#### Data
_ _ _ _ _

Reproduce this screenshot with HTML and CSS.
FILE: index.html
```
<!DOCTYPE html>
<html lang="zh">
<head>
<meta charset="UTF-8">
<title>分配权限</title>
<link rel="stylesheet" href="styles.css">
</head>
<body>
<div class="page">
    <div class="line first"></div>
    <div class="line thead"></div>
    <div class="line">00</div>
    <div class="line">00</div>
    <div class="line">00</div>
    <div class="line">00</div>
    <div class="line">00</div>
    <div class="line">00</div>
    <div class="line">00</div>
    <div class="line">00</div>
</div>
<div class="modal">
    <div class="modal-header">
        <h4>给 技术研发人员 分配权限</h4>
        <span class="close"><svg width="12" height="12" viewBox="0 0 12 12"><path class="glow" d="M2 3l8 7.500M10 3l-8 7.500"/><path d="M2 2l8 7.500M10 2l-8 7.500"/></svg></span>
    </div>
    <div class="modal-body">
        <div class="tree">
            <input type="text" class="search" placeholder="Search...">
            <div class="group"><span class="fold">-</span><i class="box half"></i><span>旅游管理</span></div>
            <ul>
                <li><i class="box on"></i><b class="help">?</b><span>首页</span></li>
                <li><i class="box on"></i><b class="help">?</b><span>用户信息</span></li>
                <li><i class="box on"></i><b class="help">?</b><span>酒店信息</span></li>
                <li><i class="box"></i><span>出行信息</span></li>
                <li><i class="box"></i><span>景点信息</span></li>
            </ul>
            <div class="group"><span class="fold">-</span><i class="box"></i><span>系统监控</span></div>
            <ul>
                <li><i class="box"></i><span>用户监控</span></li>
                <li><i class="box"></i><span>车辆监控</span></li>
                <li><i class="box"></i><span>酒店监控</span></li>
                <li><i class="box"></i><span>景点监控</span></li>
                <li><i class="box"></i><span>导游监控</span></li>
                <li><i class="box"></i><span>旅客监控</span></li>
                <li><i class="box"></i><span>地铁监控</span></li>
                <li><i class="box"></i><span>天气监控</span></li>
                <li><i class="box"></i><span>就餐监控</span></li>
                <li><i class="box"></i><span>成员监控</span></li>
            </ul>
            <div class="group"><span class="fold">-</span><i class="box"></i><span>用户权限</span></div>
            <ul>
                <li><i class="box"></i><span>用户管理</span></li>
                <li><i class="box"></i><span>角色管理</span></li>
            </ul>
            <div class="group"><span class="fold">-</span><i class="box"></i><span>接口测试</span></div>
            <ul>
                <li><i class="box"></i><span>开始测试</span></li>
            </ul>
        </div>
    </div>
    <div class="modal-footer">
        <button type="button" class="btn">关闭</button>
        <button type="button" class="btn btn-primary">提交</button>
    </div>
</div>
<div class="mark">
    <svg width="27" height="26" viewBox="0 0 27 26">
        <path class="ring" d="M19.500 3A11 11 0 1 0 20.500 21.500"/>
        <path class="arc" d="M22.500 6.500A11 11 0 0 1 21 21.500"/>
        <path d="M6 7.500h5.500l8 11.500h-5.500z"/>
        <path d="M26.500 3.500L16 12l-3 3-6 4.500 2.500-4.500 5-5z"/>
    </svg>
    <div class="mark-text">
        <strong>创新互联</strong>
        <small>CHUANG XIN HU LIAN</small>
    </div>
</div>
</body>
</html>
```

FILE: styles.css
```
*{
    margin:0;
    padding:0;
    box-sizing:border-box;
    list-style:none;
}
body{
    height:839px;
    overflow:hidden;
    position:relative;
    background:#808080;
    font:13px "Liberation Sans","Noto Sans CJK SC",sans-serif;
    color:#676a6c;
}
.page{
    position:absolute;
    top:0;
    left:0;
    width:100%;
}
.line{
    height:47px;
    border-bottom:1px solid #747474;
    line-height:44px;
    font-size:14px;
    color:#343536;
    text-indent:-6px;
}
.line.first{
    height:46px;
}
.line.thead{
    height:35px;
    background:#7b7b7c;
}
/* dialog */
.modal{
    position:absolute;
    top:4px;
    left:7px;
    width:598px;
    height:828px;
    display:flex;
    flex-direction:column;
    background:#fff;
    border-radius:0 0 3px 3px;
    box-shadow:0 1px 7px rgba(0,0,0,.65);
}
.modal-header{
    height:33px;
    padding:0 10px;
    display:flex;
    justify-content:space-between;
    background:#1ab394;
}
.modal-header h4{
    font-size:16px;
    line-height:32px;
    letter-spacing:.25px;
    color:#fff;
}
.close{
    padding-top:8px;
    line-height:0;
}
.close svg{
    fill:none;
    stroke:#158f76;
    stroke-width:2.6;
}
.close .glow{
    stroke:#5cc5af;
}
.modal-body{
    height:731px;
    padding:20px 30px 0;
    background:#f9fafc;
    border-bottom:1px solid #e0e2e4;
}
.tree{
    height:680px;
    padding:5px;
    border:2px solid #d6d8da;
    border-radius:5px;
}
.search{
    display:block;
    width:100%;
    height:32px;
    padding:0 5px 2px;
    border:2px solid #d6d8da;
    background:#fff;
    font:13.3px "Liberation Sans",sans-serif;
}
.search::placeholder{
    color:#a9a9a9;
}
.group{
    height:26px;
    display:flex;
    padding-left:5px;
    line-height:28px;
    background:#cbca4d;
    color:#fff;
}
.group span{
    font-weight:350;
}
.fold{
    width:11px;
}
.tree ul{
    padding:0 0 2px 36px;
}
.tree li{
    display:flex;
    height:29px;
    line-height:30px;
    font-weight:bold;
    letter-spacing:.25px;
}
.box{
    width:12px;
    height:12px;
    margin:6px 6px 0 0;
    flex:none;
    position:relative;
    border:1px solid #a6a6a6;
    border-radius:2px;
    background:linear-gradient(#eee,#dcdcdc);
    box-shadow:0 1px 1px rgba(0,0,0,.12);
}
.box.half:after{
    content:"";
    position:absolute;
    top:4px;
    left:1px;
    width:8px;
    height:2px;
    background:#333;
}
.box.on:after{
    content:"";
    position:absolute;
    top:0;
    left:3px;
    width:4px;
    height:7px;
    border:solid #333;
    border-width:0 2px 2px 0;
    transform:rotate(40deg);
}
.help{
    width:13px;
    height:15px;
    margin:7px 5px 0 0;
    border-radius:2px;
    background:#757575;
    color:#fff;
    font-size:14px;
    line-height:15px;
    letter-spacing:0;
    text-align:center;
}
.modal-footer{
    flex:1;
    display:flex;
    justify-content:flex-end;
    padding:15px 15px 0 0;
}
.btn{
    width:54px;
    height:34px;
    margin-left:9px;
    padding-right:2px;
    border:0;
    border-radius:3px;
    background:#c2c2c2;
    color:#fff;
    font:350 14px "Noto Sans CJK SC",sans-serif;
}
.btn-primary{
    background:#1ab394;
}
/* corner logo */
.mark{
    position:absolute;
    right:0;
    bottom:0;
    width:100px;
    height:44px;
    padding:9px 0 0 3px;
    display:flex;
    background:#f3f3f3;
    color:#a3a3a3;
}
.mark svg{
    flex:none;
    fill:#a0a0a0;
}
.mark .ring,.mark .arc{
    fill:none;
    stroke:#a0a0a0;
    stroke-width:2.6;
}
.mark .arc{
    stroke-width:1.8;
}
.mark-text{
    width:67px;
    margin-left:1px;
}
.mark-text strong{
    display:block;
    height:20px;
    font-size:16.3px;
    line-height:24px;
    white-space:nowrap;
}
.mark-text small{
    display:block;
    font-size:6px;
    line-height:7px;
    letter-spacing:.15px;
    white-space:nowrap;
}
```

_ _ _ _ _

#### Description of the task
Reproduce each line verbatim.

#### The output
Reproduce this screenshot with HTML and CSS.
FILE: index.html
```
<!DOCTYPE html>
<html lang="zh">
<head>
<meta charset="UTF-8">
<title>分配权限</title>
<link rel="stylesheet" href="styles.css">
</head>
<body>
<div class="page">
    <div class="line first"></div>
    <div class="line thead"></div>
    <div class="line">00</div>
    <div class="line">00</div>
    <div class="line">00</div>
    <div class="line">00</div>
    <div class="line">00</div>
    <div class="line">00</div>
    <div class="line">00</div>
    <div class="line">00</div>
</div>
<div class="modal">
    <div class="modal-header">
        <h4>给 技术研发人员 分配权限</h4>
        <span class="close"><svg width="12" height="12" viewBox="0 0 12 12"><path class="glow" d="M2 3l8 7.500M10 3l-8 7.500"/><path d="M2 2l8 7.500M10 2l-8 7.500"/></svg></span>
    </div>
    <div class="modal-body">
        <div class="tree">
            <input type="text" class="search" placeholder="Search...">
            <div class="group"><span class="fold">-</span><i class="box half"></i><span>旅游管理</span></div>
            <ul>
                <li><i class="box on"></i><b class="help">?</b><span>首页</span></li>
                <li><i class="box on"></i><b class="help">?</b><span>用户信息</span></li>
                <li><i class="box on"></i><b class="help">?</b><span>酒店信息</span></li>
                <li><i class="box"></i><span>出行信息</span></li>
                <li><i class="box"></i><span>景点信息</span></li>
            </ul>
            <div class="group"><span class="fold">-</span><i class="box"></i><span>系统监控</span></div>
            <ul>
                <li><i class="box"></i><span>用户监控</span></li>
                <li><i class="box"></i><span>车辆监控</span></li>
                <li><i class="box"></i><span>酒店监控</span></li>
                <li><i class="box"></i><span>景点监控</span></li>
                <li><i class="box"></i><span>导游监控</span></li>
                <li><i class="box"></i><span>旅客监控</span></li>
                <li><i class="box"></i><span>地铁监控</span></li>
                <li><i class="box"></i><span>天气监控</span></li>
                <li><i class="box"></i><span>就餐监控</span></li>
                <li><i class="box"></i><span>成员监控</span></li>
            </ul>
            <div class="group"><span class="fold">-</span><i class="box"></i><span>用户权限</span></div>
            <ul>
                <li><i class="box"></i><span>用户管理</span></li>
                <li><i class="box"></i><span>角色管理</span></li>
            </ul>
            <div class="group"><span class="fold">-</span><i class="box"></i><span>接口测试</span></div>
            <ul>
                <li><i class="box"></i><span>开始测试</span></li>
            </ul>
        </div>
    </div>
    <div class="modal-footer">
        <button type="button" class="btn">关闭</button>
        <button type="button" class="btn btn-primary">提交</button>
    </div>
</div>
<div class="mark">
    <svg width="27" height="26" viewBox="0 0 27 26">
        <path class="ring" d="M19.500 3A11 11 0 1 0 20.500 21.500"/>
        <path class="arc" d="M22.500 6.500A11 11 0 0 1 21 21.500"/>
        <path d="M6 7.500h5.500l8 11.500h-5.500z"/>
        <path d="M26.500 3.500L16 12l-3 3-6 4.500 2.500-4.500 5-5z"/>
    </svg>
    <div class="mark-text">
        <strong>创新互联</strong>
        <small>CHUANG XIN HU LIAN</small>
    </div>
</div>
</body>
</html>
```

FILE: styles.css
```
*{
    margin:0;
    padding:0;
    box-sizing:border-box;
    list-style:none;
}
body{
    height:839px;
    overflow:hidden;
    position:relative;
    background:#808080;
    font:13px "Liberation Sans","Noto Sans CJK SC",sans-serif;
    color:#676a6c;
}
.page{
    position:absolute;
    top:0;
    left:0;
    width:100%;
}
.line{
    height:47px;
    border-bottom:1px solid #747474;
    line-height:44px;
    font-size:14px;
    color:#343536;
    text-indent:-6px;
}
.line.first{
    height:46px;
}
.line.thead{
    height:35px;
    background:#7b7b7c;
}
/* dialog */
.modal{
    position:absolute;
    top:4px;
    left:7px;
    width:598px;
    height:828px;
    display:flex;
    flex-direction:column;
    background:#fff;
    border-radius:0 0 3px 3px;
    box-shadow:0 1px 7px rgba(0,0,0,.65);
}
.modal-header{
    height:33px;
    padding:0 10px;
    display:flex;
    justify-content:space-between;
    background:#1ab394;
}
.modal-header h4{
    font-size:16px;
    line-height:32px;
    letter-spacing:.25px;
    color:#fff;
}
.close{
    padding-top:8px;
    line-height:0;
}
.close svg{
    fill:none;
    stroke:#158f76;
    stroke-width:2.6;
}
.close .glow{
    stroke:#5cc5af;
}
.modal-body{
    height:731px;
    padding:20px 30px 0;
    background:#f9fafc;
    border-bottom:1px solid #e0e2e4;
}
.tree{
    height:680px;
    padding:5px;
    border:2px solid #d6d8da;
    border-radius:5px;
}
.search{
    display:block;
    width:100%;
    height:32px;
    padding:0 5px 2px;
    border:2px solid #d6d8da;
    background:#fff;
    font:13.3px "Liberation Sans",sans-serif;
}
.search::placeholder{
    color:#a9a9a9;
}
.group{
    height:26px;
    display:flex;
    padding-left:5px;
    line-height:28px;
    background:#cbca4d;
    color:#fff;
}
.group span{
    font-weight:350;
}
.fold{
    width:11px;
}
.tree ul{
    padding:0 0 2px 36px;
}
.tree li{
    display:flex;
    height:29px;
    line-height:30px;
    font-weight:bold;
    letter-spacing:.25px;
}
.box{
    width:12px;
    height:12px;
    margin:6px 6px 0 0;
    flex:none;
    position:relative;
    border:1px solid #a6a6a6;
    border-radius:2px;
    background:linear-gradient(#eee,#dcdcdc);
    box-shadow:0 1px 1px rgba(0,0,0,.12);
}
.box.half:after{
    content:"";
    position:absolute;
    top:4px;
    left:1px;
    width:8px;
    height:2px;
    background:#333;
}
.box.on:after{
    content:"";
    position:absolute;
    top:0;
    left:3px;
    width:4px;
    height:7px;
    border:solid #333;
    border-width:0 2px 2px 0;
    transform:rotate(40deg);
}
.help{
    width:13px;
    height:15px;
    margin:7px 5px 0 0;
    border-radius:2px;
    background:#757575;
    color:#fff;
    font-size:14px;
    line-height:15px;
    letter-spacing:0;
    text-align:center;
}
.modal-footer{
    flex:1;
    display:flex;
    justify-content:flex-end;
    padding:15px 15px 0 0;
}
.btn{
    width:54px;
    height:34px;
    margin-left:9px;
    padding-right:2px;
    border:0;
    border-radius:3px;
    background:#c2c2c2;
    color:#fff;
    font:350 14px "Noto Sans CJK SC",sans-serif;
}
.btn-primary{
    background:#1ab394;
}
/* corner logo */
.mark{
    position:absolute;
    right:0;
    bottom:0;
    width:100px;
    height:44px;
    padding:9px 0 0 3px;
    display:flex;
    background:#f3f3f3;
    color:#a3a3a3;
}
.mark svg{
    flex:none;
    fill:#a0a0a0;
}
.mark .ring,.mark .arc{
    fill:none;
    stroke:#a0a0a0;
    stroke-width:2.6;
}
.mark .arc{
    stroke-width:1.8;
}
.mark-text{
    width:67px;
    margin-left:1px;
}
.mark-text strong{
    display:block;
    height:20px;
    font-size:16.3px;
    line-height:24px;
    white-space:nowrap;
}
.mark-text small{
    display:block;
    font-size:6px;
    line-height:7px;
    letter-spacing:.15px;
    white-space:nowrap;
}
```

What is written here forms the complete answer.